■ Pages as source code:
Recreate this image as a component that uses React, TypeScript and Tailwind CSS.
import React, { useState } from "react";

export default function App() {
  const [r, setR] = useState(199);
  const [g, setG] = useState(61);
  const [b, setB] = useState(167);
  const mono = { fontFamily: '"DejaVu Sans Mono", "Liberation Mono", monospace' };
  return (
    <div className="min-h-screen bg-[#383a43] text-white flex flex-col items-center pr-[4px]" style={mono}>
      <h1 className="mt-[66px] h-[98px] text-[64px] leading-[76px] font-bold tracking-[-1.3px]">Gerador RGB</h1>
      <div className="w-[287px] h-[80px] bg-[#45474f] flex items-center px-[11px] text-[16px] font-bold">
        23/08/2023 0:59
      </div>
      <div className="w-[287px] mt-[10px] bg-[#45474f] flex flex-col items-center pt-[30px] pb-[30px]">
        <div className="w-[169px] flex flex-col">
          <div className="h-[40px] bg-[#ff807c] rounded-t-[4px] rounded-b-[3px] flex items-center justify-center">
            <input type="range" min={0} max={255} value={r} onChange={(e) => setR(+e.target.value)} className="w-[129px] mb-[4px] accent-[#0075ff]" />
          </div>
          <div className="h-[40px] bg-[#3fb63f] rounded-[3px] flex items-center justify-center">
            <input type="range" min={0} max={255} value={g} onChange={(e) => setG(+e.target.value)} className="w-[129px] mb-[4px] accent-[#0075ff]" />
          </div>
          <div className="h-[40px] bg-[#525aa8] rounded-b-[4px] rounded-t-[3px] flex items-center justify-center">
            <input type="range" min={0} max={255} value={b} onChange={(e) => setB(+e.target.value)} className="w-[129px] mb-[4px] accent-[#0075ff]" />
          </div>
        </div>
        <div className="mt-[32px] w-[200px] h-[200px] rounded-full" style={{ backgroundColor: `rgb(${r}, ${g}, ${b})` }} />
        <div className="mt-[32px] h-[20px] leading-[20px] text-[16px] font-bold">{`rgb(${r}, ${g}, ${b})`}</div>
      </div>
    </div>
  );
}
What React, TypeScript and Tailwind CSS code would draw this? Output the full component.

■ Your task: Count the lines above in which the word "component" appears, then state only that count.

■ The solution: 2